** STATED EXERCISE **
Scan the entries below. List each line with "index".

........

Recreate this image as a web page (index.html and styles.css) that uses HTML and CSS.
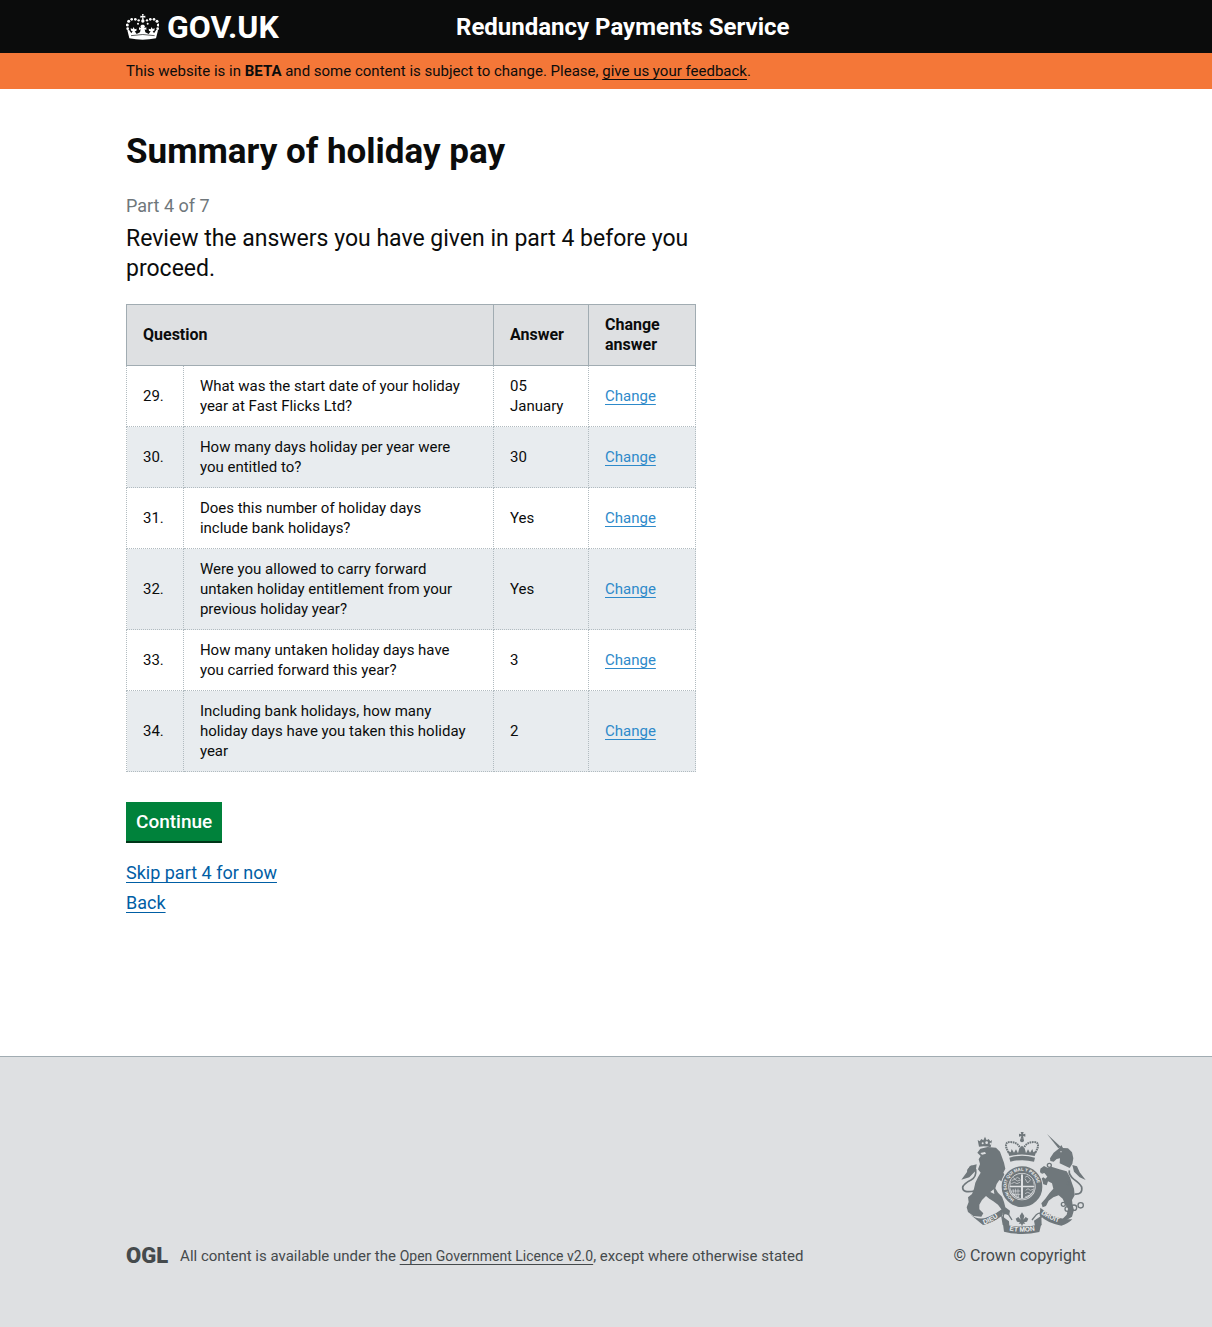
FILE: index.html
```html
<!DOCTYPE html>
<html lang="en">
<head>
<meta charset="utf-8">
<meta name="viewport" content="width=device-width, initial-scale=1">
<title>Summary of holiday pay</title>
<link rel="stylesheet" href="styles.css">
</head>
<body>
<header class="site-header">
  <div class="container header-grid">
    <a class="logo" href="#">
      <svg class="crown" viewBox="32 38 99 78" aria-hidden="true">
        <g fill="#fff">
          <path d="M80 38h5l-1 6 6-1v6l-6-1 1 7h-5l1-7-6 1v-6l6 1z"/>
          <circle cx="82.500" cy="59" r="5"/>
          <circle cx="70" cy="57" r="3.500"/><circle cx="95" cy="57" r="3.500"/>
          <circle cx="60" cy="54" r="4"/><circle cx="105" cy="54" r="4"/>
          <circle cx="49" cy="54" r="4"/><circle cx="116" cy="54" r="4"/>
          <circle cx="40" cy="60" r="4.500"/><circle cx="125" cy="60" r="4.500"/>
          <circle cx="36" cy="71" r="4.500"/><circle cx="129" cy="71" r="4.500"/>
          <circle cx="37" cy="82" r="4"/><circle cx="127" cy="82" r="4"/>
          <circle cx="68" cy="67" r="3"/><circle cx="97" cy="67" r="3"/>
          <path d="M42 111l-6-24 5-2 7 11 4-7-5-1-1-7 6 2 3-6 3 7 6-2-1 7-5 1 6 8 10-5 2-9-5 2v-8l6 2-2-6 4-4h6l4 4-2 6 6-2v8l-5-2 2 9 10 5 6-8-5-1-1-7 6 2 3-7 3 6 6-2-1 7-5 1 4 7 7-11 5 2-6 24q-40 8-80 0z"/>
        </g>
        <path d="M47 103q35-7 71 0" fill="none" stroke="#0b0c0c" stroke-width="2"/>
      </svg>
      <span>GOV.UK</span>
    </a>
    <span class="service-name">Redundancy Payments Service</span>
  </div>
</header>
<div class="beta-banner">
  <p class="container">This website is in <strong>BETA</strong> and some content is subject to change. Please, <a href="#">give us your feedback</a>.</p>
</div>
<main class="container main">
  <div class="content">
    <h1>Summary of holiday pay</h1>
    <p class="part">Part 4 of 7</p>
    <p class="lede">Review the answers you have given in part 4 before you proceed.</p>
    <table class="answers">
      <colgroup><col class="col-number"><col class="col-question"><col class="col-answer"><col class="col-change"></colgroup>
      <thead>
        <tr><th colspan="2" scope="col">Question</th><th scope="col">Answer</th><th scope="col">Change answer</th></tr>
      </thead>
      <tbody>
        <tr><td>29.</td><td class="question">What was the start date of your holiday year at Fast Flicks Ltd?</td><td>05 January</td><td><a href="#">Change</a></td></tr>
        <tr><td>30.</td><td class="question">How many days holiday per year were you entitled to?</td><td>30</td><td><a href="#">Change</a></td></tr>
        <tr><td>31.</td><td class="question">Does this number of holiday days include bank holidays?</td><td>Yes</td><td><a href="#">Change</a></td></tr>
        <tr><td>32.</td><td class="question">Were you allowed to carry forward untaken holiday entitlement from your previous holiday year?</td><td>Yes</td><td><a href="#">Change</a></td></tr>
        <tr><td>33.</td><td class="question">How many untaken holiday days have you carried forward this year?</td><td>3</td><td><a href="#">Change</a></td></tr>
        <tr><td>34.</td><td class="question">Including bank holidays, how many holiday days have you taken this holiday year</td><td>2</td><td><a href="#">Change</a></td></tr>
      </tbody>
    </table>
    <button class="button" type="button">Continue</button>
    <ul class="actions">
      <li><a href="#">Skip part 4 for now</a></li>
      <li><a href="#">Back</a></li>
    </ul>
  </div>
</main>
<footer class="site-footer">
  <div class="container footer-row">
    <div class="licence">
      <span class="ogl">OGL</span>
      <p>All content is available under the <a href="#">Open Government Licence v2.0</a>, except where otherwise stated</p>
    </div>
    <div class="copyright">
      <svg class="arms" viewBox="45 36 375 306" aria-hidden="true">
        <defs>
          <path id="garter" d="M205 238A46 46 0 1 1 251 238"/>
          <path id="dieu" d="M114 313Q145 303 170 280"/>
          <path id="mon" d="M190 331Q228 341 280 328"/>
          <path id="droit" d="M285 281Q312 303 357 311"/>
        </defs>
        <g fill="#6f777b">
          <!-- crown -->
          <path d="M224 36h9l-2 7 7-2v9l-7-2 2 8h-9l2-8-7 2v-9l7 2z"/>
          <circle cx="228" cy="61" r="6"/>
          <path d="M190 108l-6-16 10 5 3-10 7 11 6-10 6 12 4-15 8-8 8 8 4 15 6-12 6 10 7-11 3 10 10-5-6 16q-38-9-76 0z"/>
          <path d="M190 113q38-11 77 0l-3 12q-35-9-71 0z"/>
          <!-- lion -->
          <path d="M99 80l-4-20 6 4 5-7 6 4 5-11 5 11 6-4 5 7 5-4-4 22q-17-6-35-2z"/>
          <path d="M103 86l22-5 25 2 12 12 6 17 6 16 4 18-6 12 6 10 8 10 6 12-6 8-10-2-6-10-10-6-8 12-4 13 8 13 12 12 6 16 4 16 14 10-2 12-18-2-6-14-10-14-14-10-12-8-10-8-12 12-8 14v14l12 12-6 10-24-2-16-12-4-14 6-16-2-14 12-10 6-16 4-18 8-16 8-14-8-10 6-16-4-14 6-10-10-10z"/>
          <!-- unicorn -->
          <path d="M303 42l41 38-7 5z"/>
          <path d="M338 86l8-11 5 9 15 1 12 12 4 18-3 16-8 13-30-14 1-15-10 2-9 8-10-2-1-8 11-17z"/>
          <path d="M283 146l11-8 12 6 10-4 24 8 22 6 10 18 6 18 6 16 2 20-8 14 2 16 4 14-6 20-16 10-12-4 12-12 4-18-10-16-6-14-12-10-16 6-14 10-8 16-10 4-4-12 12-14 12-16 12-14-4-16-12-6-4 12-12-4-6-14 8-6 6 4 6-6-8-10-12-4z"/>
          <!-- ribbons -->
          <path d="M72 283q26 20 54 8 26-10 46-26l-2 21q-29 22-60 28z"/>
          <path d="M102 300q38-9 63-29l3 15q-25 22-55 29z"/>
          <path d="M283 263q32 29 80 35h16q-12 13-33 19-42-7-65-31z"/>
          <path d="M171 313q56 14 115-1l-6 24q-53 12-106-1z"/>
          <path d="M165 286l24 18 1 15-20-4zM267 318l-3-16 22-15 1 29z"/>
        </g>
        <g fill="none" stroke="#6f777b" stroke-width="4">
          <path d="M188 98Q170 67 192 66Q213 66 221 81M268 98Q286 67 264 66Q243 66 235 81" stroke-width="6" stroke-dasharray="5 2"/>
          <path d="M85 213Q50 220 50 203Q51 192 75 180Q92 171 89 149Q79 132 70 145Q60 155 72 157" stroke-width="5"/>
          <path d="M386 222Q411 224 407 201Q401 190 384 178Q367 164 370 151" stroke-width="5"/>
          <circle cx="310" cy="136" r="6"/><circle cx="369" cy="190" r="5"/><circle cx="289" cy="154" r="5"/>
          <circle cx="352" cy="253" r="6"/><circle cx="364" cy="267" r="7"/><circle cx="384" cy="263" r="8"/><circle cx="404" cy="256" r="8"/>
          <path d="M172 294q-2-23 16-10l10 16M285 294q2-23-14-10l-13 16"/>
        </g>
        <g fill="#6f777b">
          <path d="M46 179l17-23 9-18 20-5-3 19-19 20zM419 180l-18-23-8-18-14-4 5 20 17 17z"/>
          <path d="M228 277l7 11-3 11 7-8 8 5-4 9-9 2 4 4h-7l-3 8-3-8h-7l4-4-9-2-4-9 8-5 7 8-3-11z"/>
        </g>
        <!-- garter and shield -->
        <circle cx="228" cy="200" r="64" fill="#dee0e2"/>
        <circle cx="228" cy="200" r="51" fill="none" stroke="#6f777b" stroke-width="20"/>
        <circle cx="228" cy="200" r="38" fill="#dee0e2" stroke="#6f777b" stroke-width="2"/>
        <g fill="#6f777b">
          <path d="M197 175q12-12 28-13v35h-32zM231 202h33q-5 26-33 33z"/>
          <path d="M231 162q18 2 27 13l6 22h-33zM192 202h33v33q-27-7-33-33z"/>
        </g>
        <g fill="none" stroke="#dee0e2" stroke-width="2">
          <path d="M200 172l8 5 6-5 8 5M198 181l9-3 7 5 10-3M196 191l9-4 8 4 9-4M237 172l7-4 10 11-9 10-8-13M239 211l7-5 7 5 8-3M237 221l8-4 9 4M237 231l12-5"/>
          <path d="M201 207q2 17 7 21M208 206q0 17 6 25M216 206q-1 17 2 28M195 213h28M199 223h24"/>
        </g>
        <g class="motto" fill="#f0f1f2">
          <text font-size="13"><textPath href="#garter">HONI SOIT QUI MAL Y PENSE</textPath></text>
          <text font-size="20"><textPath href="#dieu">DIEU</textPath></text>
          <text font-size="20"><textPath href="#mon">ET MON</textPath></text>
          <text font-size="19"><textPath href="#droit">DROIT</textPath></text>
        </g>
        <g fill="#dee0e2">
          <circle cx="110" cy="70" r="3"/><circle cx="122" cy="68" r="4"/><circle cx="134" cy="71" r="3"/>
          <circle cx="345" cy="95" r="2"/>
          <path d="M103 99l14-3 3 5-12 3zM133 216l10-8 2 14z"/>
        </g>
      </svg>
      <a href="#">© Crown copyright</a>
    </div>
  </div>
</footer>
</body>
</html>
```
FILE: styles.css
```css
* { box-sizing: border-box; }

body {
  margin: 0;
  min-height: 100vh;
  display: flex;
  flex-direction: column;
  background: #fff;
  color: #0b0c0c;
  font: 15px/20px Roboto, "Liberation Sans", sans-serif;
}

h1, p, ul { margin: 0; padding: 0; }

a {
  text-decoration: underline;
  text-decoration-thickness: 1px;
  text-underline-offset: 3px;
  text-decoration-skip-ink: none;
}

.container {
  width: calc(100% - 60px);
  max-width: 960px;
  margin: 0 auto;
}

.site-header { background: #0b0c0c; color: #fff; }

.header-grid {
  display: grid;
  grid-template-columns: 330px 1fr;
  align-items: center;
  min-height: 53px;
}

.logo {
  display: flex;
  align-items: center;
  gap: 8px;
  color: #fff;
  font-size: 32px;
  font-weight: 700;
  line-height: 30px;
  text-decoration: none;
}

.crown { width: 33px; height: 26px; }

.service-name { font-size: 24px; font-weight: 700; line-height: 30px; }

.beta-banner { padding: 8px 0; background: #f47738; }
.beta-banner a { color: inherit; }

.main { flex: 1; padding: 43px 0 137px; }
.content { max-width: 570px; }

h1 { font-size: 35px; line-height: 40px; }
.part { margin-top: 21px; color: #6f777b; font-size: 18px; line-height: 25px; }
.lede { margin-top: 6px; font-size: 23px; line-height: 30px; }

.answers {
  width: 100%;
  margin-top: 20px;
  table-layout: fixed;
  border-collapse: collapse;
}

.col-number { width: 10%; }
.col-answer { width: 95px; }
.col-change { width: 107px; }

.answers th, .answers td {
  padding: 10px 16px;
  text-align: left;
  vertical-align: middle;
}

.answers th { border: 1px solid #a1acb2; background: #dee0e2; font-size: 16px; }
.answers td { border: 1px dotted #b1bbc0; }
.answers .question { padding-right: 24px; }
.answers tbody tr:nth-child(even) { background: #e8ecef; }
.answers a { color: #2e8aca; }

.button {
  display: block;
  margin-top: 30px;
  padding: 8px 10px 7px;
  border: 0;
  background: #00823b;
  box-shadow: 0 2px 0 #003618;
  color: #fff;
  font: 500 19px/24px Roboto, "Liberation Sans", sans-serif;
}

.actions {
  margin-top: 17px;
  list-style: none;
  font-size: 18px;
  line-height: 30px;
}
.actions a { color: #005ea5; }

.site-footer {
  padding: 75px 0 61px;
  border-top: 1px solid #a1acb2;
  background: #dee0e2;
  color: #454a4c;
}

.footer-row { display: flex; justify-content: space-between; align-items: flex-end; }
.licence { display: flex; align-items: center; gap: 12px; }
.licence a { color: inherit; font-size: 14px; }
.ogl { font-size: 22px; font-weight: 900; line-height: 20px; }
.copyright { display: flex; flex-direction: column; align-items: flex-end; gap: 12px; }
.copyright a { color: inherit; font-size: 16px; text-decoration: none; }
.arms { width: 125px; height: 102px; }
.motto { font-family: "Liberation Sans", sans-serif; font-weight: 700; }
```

........

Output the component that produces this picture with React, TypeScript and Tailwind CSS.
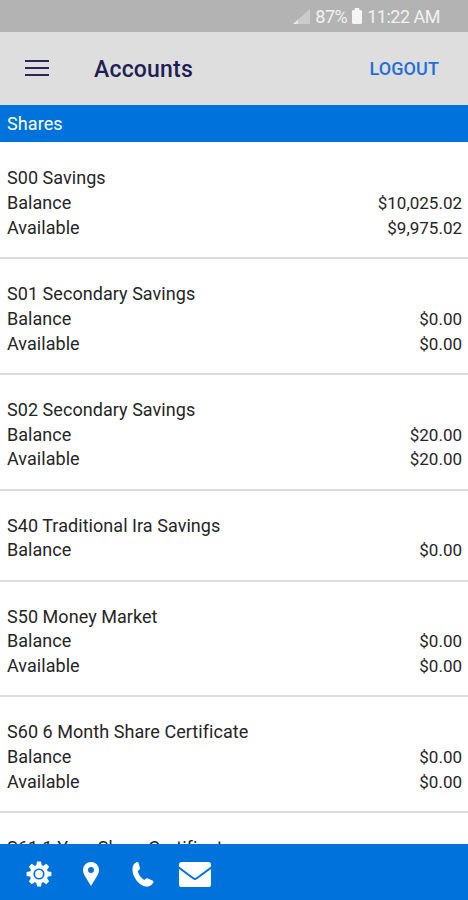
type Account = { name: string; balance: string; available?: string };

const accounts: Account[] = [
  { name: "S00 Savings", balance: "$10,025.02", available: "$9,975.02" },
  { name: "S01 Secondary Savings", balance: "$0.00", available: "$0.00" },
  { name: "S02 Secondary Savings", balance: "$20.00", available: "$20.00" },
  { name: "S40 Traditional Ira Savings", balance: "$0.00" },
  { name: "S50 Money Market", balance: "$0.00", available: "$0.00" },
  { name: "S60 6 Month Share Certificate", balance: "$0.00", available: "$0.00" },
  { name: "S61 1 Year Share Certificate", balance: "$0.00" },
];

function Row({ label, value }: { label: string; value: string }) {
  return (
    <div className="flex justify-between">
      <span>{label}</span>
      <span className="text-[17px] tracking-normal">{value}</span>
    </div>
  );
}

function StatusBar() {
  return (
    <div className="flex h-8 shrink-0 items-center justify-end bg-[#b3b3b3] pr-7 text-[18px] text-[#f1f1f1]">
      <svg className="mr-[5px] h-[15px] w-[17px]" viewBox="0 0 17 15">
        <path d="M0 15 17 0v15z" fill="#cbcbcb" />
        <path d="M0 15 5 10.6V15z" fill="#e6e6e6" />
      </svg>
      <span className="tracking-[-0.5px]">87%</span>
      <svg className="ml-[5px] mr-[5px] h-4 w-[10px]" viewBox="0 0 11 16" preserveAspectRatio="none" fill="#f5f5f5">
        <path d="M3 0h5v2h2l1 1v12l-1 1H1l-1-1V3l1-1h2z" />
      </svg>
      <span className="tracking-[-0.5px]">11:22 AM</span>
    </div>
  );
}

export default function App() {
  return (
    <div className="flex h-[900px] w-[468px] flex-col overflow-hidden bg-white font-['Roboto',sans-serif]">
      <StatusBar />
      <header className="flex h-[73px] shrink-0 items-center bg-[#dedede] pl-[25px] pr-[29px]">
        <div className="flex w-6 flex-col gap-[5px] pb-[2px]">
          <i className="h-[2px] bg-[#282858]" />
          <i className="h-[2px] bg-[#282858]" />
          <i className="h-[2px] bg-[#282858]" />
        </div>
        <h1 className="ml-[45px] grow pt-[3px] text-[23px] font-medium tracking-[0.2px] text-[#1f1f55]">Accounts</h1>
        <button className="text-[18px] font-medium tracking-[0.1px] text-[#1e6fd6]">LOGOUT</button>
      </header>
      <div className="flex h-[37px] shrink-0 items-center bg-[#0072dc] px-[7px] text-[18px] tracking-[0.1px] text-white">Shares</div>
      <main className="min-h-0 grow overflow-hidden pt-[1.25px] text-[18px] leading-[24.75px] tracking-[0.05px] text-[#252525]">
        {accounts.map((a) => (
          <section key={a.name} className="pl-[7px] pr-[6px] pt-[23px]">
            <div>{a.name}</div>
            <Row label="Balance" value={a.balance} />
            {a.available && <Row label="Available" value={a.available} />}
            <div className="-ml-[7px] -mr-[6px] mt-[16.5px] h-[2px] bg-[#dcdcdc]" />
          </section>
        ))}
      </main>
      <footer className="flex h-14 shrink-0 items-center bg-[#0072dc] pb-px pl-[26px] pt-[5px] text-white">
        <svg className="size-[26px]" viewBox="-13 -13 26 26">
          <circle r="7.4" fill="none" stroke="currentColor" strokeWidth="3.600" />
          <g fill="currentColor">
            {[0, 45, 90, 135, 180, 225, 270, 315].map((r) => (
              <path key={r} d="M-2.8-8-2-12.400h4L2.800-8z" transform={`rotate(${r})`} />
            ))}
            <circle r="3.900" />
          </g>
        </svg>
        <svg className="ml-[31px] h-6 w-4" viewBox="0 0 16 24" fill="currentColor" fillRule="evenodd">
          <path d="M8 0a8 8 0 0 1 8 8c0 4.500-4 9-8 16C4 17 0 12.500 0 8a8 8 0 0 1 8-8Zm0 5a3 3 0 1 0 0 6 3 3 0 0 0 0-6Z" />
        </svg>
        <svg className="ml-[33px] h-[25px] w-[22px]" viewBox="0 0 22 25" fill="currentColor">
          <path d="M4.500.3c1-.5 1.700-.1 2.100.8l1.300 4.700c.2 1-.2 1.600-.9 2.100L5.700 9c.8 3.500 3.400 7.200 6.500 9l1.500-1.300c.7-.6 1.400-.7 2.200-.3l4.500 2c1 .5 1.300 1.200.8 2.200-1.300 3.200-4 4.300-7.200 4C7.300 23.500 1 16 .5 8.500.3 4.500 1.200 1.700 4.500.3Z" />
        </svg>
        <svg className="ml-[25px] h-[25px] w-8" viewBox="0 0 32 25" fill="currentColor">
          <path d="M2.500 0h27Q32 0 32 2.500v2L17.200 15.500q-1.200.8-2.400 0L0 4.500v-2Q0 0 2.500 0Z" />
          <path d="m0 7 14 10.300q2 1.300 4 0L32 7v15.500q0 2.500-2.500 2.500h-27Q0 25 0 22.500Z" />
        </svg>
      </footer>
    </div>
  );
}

........

** RESPONSE TO THIS EXERCISE **
Recreate this image as a web page (index.html and styles.css) that uses HTML and CSS.
FILE: index.html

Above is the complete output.